The essays are in chronological order and begin with a sentence from Shakespeare, but it is no great canonical quotation. Rather, the Bard’s legacy is contained within a one-paragraph essay on an alternative final line of Hamlet appearing in the 1623 Folio edition: following “The rest is silent” comes this: “O, o, o, o.” Dillon asks: “What are they telling us, these four diminishing ‘O’s’?” ‘O’ appears elsewhere in Shakespeare, “as proclamation and sometimes as oral or typographic pun”, as in Antony and Cleopatra: “this little O, the earth”; the cries of Othello, “O! O! O!”; and the sighs of Lady Macbeth, “O, o, o”. Scholars dispute their oral nature, whether they should be performed as “discrete cries” or a single outpouring of feeling.
Suppose a Sentence begins and ends with these instances of ‘O’ in literature: first in Shakespeare, then in Anne Boyer’s book from 2015, Garments Against Women, in which she recounts a story which appeared first in Rousseau’s Emile, then in Wollstonecraft’s A Vindication of the Rights of Woman, of a little girl who, desperate to begin writing despite being as yet unable to read, used a needle to carve the letter ‘O’, over and over. According to Rousseau, one day she caught sight of herself in the mirror, spying her face looking “awkward or ugly”, and in an act of feminine vanity renounced her ‘writing’ practice – an idea which Wollstonecraft “dismisses as ‘ridiculous’”.
Boyer expands the breadth of the story: “every O could have been, also, every letter and every word for the little girl: each O also an opening, a planet, a ring, a word, a query, a grammar.” Dillon continues: “O, o, o, o was a revolutionary code, and when she put down her pen it was because she had already written what she needed to write.” And this, rather neatly, is the last line of the book.
It is interesting to think about words as symbols or cyphers, about the writer putting forth a code for the reader to decode, or to write their own narrative from.

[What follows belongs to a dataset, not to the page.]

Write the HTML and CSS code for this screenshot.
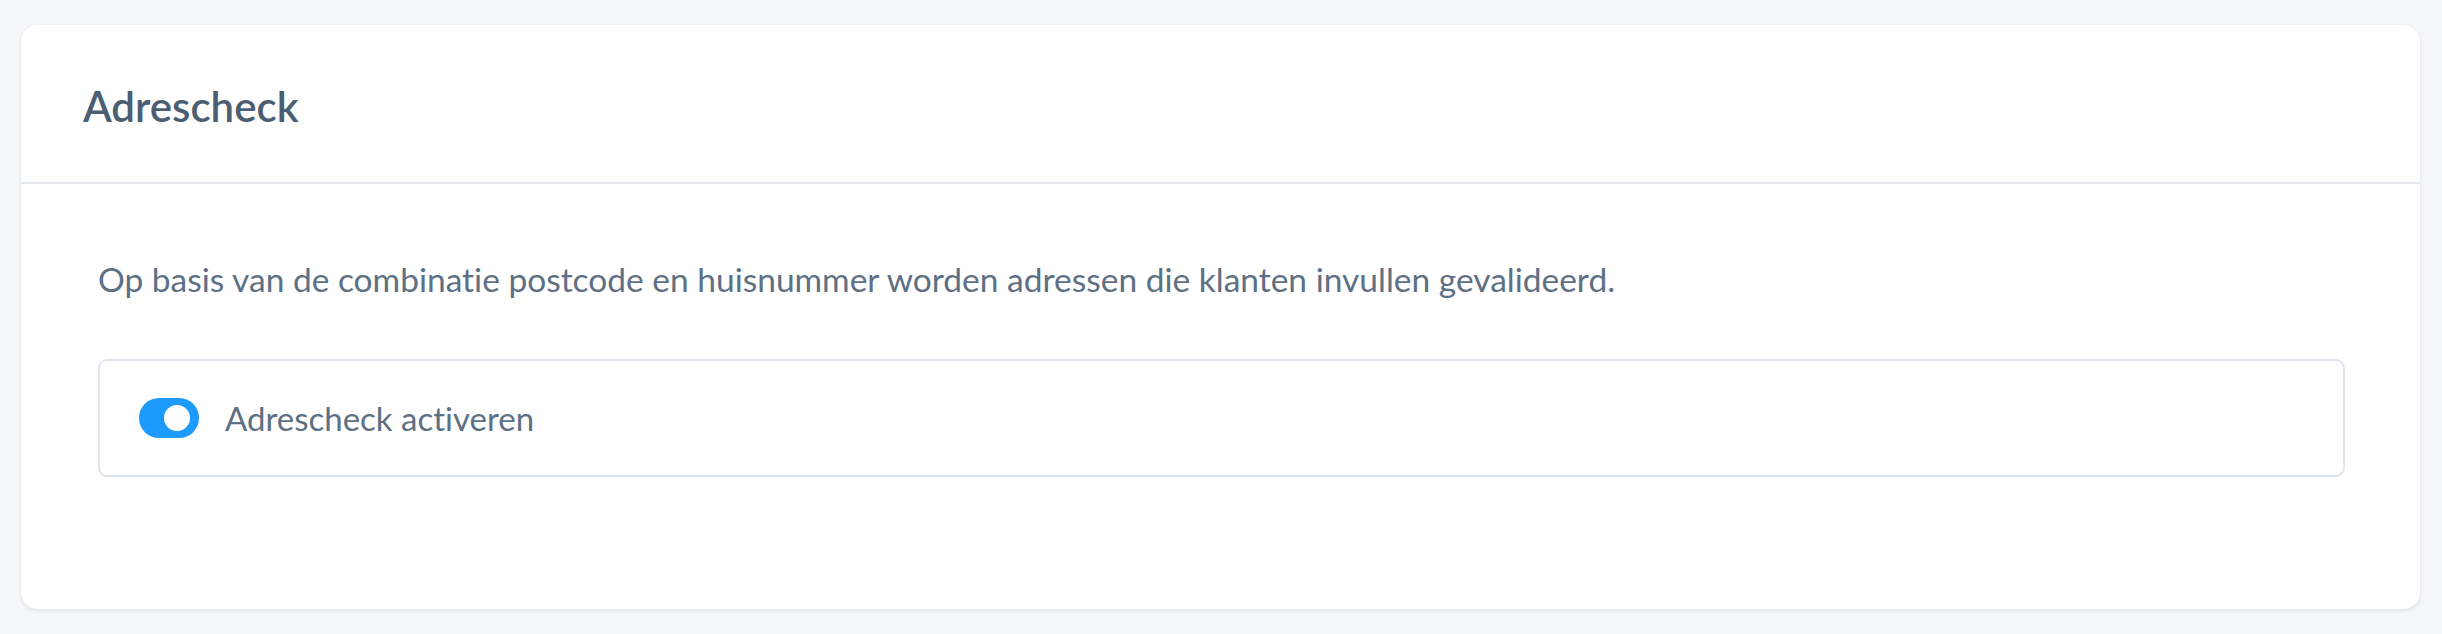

Indeed, Dillon often writes as though he is solving a riddle, inviting the reader in with “what more, what else?” and bringing the reader into cahoots with his exploratory conclusions – “there, we have solved it.”
The essays are often interested in the grammatical and (non)sensical feats of the authors, as with Virginia Woolf’s 181-word opening sentence to ‘On Being Ill’, written during the “dream-fugue of sickness”, in which “we embark on a mysterious paratactic excursion, with no punctuation and no hint, for what seems an age,” of a destination or resolution.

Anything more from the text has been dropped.